Maintenant, pour une raison bien différente, Toyota avait choisi en 2017 de n’offrir sa Prius Plug-In Hybrid que pour le marché du Québec. Disponible en quantité limitée à son arrivée, il était clair qu’avec les subventions gouvernementales très généreuses qui étaient proposées à cette époque, cette version de la Prius allait représenter une très bonne affaire chez nous.
D’ailleurs, encore aujourd’hui, une forte majorité des Prius enfichables est vendue au Québec, cette dernière étant même plus populaire que la Prius ordinaire ou à traction intégrale.
Suivant cette logique, on pourrait également s’attendre à ce que Toyota Canada choisisse de prioriser le Québec pour le futur RAV4 Prime, une version hybride rechargeable qui offrira plus de 60 kilomètres d’autonomie électrique, et qui sera éligible à 13 000 $ de crédit gouvernemental.
L’arrivée de ce modèle - prévue pour l’été - est d’ailleurs très attendue par les concessionnaires, qui se croisent les doigts pour pouvoir mettre la main sur le plus grand nombre d’unités possible.
Parce que même si l’on ne connaît pas encore le prix de ce véhicule, il est clair qu’avec le rabais en vigueur, il s’agira d’une valeur sûre pour l’acheteur québécois.
En fait, le prix du RAV4 Prime (incluant les rabais) pourrait se rapprocher dangereusement de celui de la Subaru Crosstrek Plug-In Hybrid, laquelle n’est éligible qu’à 6 500 $ de crédit gouvernemental.
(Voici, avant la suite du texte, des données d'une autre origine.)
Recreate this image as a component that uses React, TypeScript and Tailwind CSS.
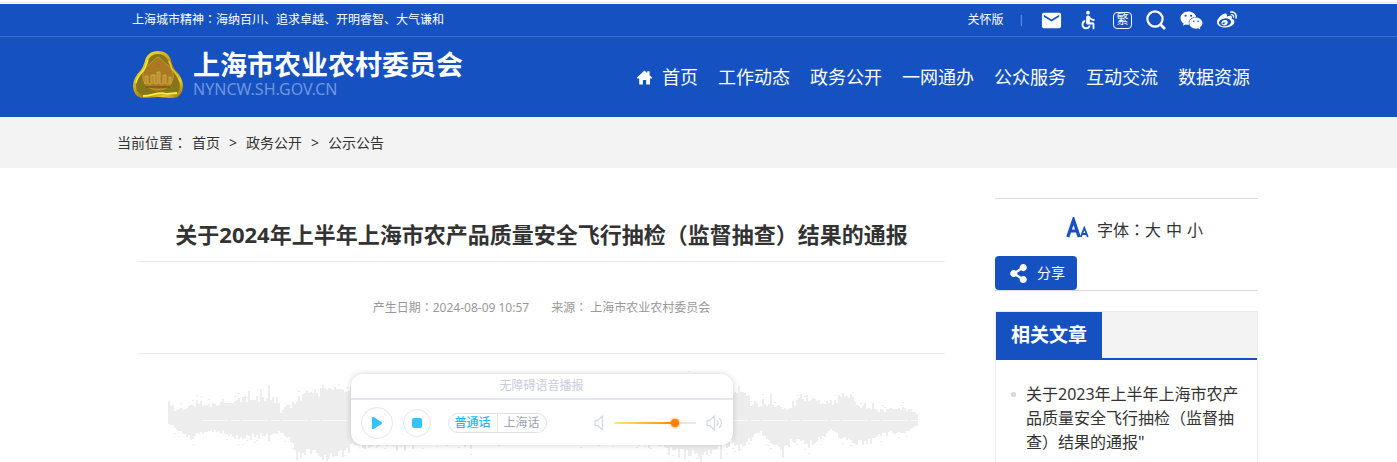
import React, { useState } from 'react';
import { MdAccessible, MdEmail } from 'react-icons/md';
import { FaShareAlt, FaWeibo, FaWeixin } from 'react-icons/fa';

const navItems = ['工作动态', '政务公开', '一网通办', '公众服务', '互动交流', '数据资源'];

// [x, height above the axis, height below the axis]
const envelope = [
  [0, 18, 3], [4, 12, 5], [14, 11, 12], [24, 18, 17], [36, 14, 12], [48, 18, 10],
  [62, 22, 14], [74, 24, 18], [90, 22, 13], [102, 24, 15], [112, 10, 11], [122, 16, 22],
  [132, 25, 32], [144, 27, 31], [157, 34, 36], [172, 30, 34], [183, 32, 26], [240, 30, 20],
  [330, 30, 18], [490, 30, 20], [502, 30, 32], [530, 30, 33], [550, 28, 28], [564, 30, 22],
  [572, 32, 24], [582, 18, 18], [592, 14, 12], [602, 18, 21], [614, 12, 26], [626, 18, 20],
  [634, 25, 22], [644, 22, 22], [654, 17, 16], [664, 18, 9], [674, 26, 18], [684, 24, 22],
  [690, 15, 21], [702, 12, 20], [712, 11, 14], [724, 12, 12], [736, 13, 13], [746, 9, 6], [750, 5, 4],
];

const noise = (n: number) => {
  const v = Math.sin(n * 12.9898) * 43758.5453;
  return v - Math.floor(v);
};

const buildBars = () => {
  const bars: { x: number; up: number; down: number }[] = [];
  let seg = 0;
  for (let x = 0; x < 750; x += 2) {
    while (seg < envelope.length - 2 && x >= envelope[seg + 1][0]) seg++;
    const [x0, u0, d0] = envelope[seg];
    const [x1, u1, d1] = envelope[seg + 1];
    const t = (x - x0) / (x1 - x0);
    const peakUp = noise(x + 9) > 0.9 ? 1.35 : 1;
    const peakDown = noise(x + 19) > 0.92 ? 1.3 : 1;
    bars.push({
      x,
      up: Math.round((u0 + (u1 - u0) * t) * (0.8 + noise(x + 1) * 0.35) * peakUp),
      down: Math.round((d0 + (d1 - d0) * t) * (0.8 + noise(x + 500) * 0.35) * peakDown),
    });
  }
  return bars;
};

const bars = buildBars();

const Waveform = () => (
  <svg className="absolute left-[30px] top-0" width="750" height="108" viewBox="0 0 750 108" aria-hidden="true">
    <g fill="#ededed" shapeRendering="crispEdges">
      {bars.map((b) => (
        <React.Fragment key={b.x}>
          <rect x={b.x} y={67 - b.up} width="2" height={b.up + b.down} />
          {noise(b.x + 77) > 0.84 && <rect x={b.x} y={62 - b.up} width="2" height="1" />}
          {noise(b.x + 31) > 0.82 && <rect x={b.x} y={72 + b.down} width="2" height="1" />}
        </React.Fragment>
      ))}
    </g>
    <path d="M34 66.5H750" stroke="#f8f8f8" strokeDasharray="26 3 9 2" />
  </svg>
);

const Emblem = () => (
  <svg width="50" height="47" viewBox="0 0 50 47" aria-hidden="true">
    <defs>
      <linearGradient id="gold" x1="0" y1="0" x2="1" y2="1">
        <stop offset="0" stopColor="#fff04a" />
        <stop offset="0.35" stopColor="#d6b518" />
        <stop offset="0.6" stopColor="#a87c14" />
        <stop offset="0.8" stopColor="#e8cc22" />
        <stop offset="1" stopColor="#9c7412" />
      </linearGradient>
    </defs>
    <path
      d="M25 1.5C30 1.5 34 4 36 8C37 12 38 16 41 20C45 24 48.500 29 48.500 35C48.500 41 45 45.500 40 45.500C34 45.500 30 44.500 25 44.500C20 44.500 16 45.500 10 45.500C5 45.500 1.500 41 1.500 35C1.500 29 5 24 9 20C12 16 13 12 14 8C16 4 20 1.5 25 1.5Z"
      fill="#85761a"
      stroke="url(#gold)"
      strokeWidth="3"
    />
    <path d="M25 6C29 8 31 11 33 13C38 16 41 21 40 27C39 35 32 39 25 39C18 39 11 35 10 27C9 21 12 16 17 13C19 11 21 8 25 6Z" fill="#a97a22" stroke="#c39a2c" />
    <path d="M12 33V25H15V33H18V24H22V33H24V21H27V33H30V24H33V33H36V26H38V33" fill="#b98f30" stroke="#d3ae45" strokeWidth="0.8" />
    <path d="M13 36H37" stroke="#80581a" strokeWidth="1.5" />
    <path d="M10 45C20 45 25 40 34 43L44 42" fill="none" stroke="#ffef3d" strokeWidth="1.8" />
    <path d="M3 32C4 25 9 22 12 17L15 9" fill="none" stroke="#f8e338" strokeWidth="1.5" />
    <path d="M36 10L39 18C43 22 46 26 47 31" fill="none" stroke="#e6c828" strokeWidth="1.5" />
  </svg>
);

const HomeIcon = () => (
  <svg width="15" height="15" viewBox="0 0 15 15" fill="#fff" aria-hidden="true">
    <path d="M7.5 0.5L10.2 3V1.2H12.6V5.2L15 7.6V8.5H13V14.5H9.2V10H5.9V14.5H2.2V8.5H0V7.6Z" />
  </svg>
);

// Full-width colon sits in the middle of its cell
const Colon = () => <span className="font-['Noto_Sans_CJK_TC',sans-serif]">：</span>;

const VolumeLow = () => (
  <svg width="10" height="16" viewBox="0 0 10 16" fill="none" stroke="#d8dae3" strokeWidth="1.3" aria-hidden="true">
    <path d="M1 5.5H3.5L8.5 1V15L3.5 10.5H1Z" strokeLinejoin="round" />
  </svg>
);

const VolumeHigh = () => (
  <svg width="17" height="16" viewBox="0 0 17 16" fill="none" stroke="#d8dae3" strokeWidth="1.3" aria-hidden="true">
    <path d="M1 5.5H3.5L8.5 1V15L3.5 10.5H1Z" strokeLinejoin="round" />
    <path d="M11 5.5C12.3 7 12.3 9 11 10.5M13.5 3.5C16 6 16 10 13.5 12.5" strokeLinecap="round" />
  </svg>
);

const Header = () => (
  <header className="border-t border-gray-200 bg-white pt-px text-white">
    <div className="border-b border-[#3f6ccb] bg-[#1651c1] pr-[22px]">
      <div className="mx-auto flex h-8 w-full max-w-[1141px] items-center justify-between pl-[15px] pr-[21px] text-xs">
        <p className="pb-[2px]">
          上海城市精神
          <Colon />
          海纳百川、追求卓越、开明睿智、大气谦和
        </p>
        <div className="flex items-center">
          <a href="#care">关怀版</a>
          <span className="ml-[15px] mr-4 text-[10px] text-[#8fadea]">|</span>
          <div className="flex items-center gap-[14px]">
            <a href="#mail" aria-label="邮箱"><MdEmail size={23} /></a>
            <a href="#accessible" aria-label="无障碍"><MdAccessible size={22} /></a>
            <a href="#traditional" className="flex h-[17px] w-[19px] items-center justify-center rounded border border-white text-xs">繁</a>
            <a href="#search" aria-label="搜索">
              <svg width="20" height="20" viewBox="0 0 20 20" fill="none" stroke="#fff" strokeWidth="2.2" aria-hidden="true">
                <circle cx="9" cy="9" r="7.6" />
                <path d="M14.5 14.5L19 19" strokeWidth="2.6" />
              </svg>
            </a>
            <a href="#wechat" aria-label="微信"><FaWeixin size={23} /></a>
            <a href="#weibo" aria-label="微博"><FaWeibo size={20} /></a>
          </div>
        </div>
      </div>
    </div>
    <div className="bg-[#1651c1] pr-[22px]">
      <div className="mx-auto flex h-20 w-full max-w-[1141px] items-center justify-between pl-4 pr-2">
        <a href="#home" className="flex items-center gap-[10px] pb-[6px]">
          <Emblem />
          <span className="flex flex-col">
            <span className="text-[27px] font-bold leading-[30px]">上海市农业农村委员会</span>
            <span className="text-base leading-[18px] text-[#6f96e0]">NYNCW.SH.GOV.CN</span>
          </span>
        </a>
        <nav className="flex items-center gap-5 text-lg">
          <a href="#index" className="flex items-center gap-[10px]">
            <HomeIcon />
            首页
          </a>
          {navItems.map((item) => (
            <a key={item} href={`#${item}`}>{item}</a>
          ))}
        </nav>
      </div>
    </div>
  </header>
);

const Player = () => {
  const [dialect, setDialect] = useState('普通话');
  const [volume, setVolume] = useState(78);

  return (
    <div className="relative z-10 mx-auto w-[382px] overflow-hidden rounded-xl bg-white shadow-[0_0_6px_rgba(0,0,0,0.18)]">
      <div className="border-b-2 border-[#e4e8ee] text-center text-xs leading-6 text-[#c9cbdd]">无障碍语音播报</div>
      <div className="flex h-[45px] items-center px-[10px]">
        <button aria-label="播放" className="flex h-8 w-8 items-center justify-center rounded-full border border-[#e3e3ef]">
          <svg width="12" height="14" viewBox="0 0 12 14" fill="#34c3ff" aria-hidden="true">
            <path d="M1 1.8Q1 0 2.8 1L10.5 6Q11.8 7 10.5 8L2.8 13Q1 14 1 12.2Z" />
          </svg>
        </button>
        <button aria-label="停止" className="ml-[10px] flex h-7 w-7 items-center justify-center rounded-full border border-[#e3e3ef]">
          <span className="h-[10px] w-[10px] rounded-[2px] bg-[#34c3ff]" />
        </button>
        <div className="ml-[17px] flex h-5 rounded-full border border-[#dfe0ec] text-xs leading-[18px]">
          {['普通话', '上海话'].map((name) => (
            <button
              key={name}
              onClick={() => setDialect(name)}
              className={`px-[6px] first:border-r first:border-[#dfe0ec] ${
                dialect === name ? 'font-medium text-[#18baff]' : 'text-[#9c9fb5]'
              }`}
            >
              {name}
            </button>
          ))}
        </div>
        <div className="ml-auto flex items-center gap-[10px]">
          <VolumeLow />
          <input
            type="range"
            aria-label="音量"
            value={volume}
            onChange={(e) => setVolume(Number(e.target.value))}
            style={{ backgroundImage: `linear-gradient(to right, #ffee70, #ff7f00 ${volume}%, #e4e8ee ${volume}%)` }}
            className="h-[2px] w-[82px] appearance-none [&::-webkit-slider-thumb]:h-2 [&::-webkit-slider-thumb]:w-2 [&::-webkit-slider-thumb]:appearance-none [&::-webkit-slider-thumb]:rounded-full [&::-webkit-slider-thumb]:bg-[#ff7f00] [&::-webkit-slider-thumb]:shadow-[0_0_3px_#ff7f00]"
          />
          <VolumeHigh />
        </div>
      </div>
    </div>
  );
};

const Sidebar = () => (
  <aside className="flex w-[263px] shrink-0 flex-col pt-[30px]">
    <div className="border-y border-[#dcdcdc]">
      <div className="flex items-center justify-center gap-2 pb-[11px] pl-4 pt-[14px] text-base text-[#333]">
        <svg width="23" height="22" viewBox="0 0 23 22" className="-mt-1" fill="none" stroke="#1651c1" aria-hidden="true">
          <path d="M1.8 20L7.5 3L13.2 20M3.5 14H11.5" strokeWidth="3.2" />
          <path d="M14.8 20L18.3 11L21.8 20M16 17H20.5" strokeWidth="1.8" />
        </svg>
        <div className="flex leading-8">
          <span>字体<Colon /></span>
          <div className="flex gap-[5px]">
            <button>大</button>
            <button>中</button>
            <button>小</button>
          </div>
        </div>
      </div>
      <button className="-mt-px flex h-[34px] w-[82px] items-center gap-[9px] rounded bg-[#1651c1] pl-[14px] text-sm text-white">
        <FaShareAlt size={19} />
        分享
      </button>
    </div>
    <section className="mt-5 flex-1 border border-b-0 border-[#ececec]">
      <div className="flex border-b-2 border-[#1651c1] bg-[#f3f3f3]">
        <h2 className="bg-[#1651c1] px-[15px] text-[19px] font-bold leading-[46px] text-white">相关文章</h2>
      </div>
      <ul className="px-[15px] pt-[22px]">
        <li className="flex gap-[10px]">
          <span className="mt-[10px] h-[5px] w-[5px] shrink-0 rounded-full bg-[#d8d8d8]" />
          <a href="#related" className="text-base leading-6 text-[#333]">
            关于2023年上半年上海市农产品质量安全飞行抽检（监督抽查）结果的通报"
          </a>
        </li>
      </ul>
    </section>
  </aside>
);

const App = () => (
  <div className="flex min-h-screen flex-col bg-white pt-[2px] font-['Noto_Sans','Noto_Sans_CJK_SC',sans-serif] text-[#333]">
    <Header />

    {/* Breadcrumb */}
    <div className="bg-[#f3f3f3] pr-[22px]">
      <nav className="mx-auto flex w-full max-w-[1141px] gap-[9px] text-sm leading-[51px]">
        <span className="flex gap-[5px]">
          <span>当前位置<Colon /></span>
          <a href="#index">首页</a>
        </span>
        <span>&gt;</span>
        <a href="#open">政务公开</a>
        <span>&gt;</span>
        <a href="#notice">公示公告</a>
      </nav>
    </div>

    {/* Article */}
    <div className="flex flex-1 pr-[22px]">
      <div className="mx-auto flex w-full max-w-[1141px] gap-[50px] pl-[21px]">
        <main className="flex min-w-0 flex-1 flex-col pt-[50px]">
          <h1 className="border-b border-[#ececec] pb-[11px] text-center text-[22px] font-bold leading-8">
            关于2024年上半年上海市农产品质量安全飞行抽检（监督抽查）结果的通报
          </h1>
          <div className="flex justify-center gap-[22px] border-b border-[#ececec] py-[35px] text-xs leading-5 text-[#999]">
            <span>产生日期<Colon />2024-08-09 10:57</span>
            <span>来源<Colon /> 上海市农业农村委员会</span>
          </div>
          <div className="relative flex-1 overflow-hidden pb-4 pt-5">
            <Waveform />
            <Player />
          </div>
        </main>
        <Sidebar />
      </div>
    </div>
  </div>
);

export default App;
Or, c’est aussi en raison de ce crédit plus généreux qu’ailleurs au pays, que Subaru Canada a préféré faire de cette Crosstrek une version exclusive au marché québécois.
Est-ce que d’autres constructeurs adopteront cette stratégie? Difficile à dire. Mais il est clair que cette pratique est on ne peut plus logique, et qu’elle permettra à certains produits de demeurer alléchants plus longtemps, se trouvant dans un marché qui leur est favorable.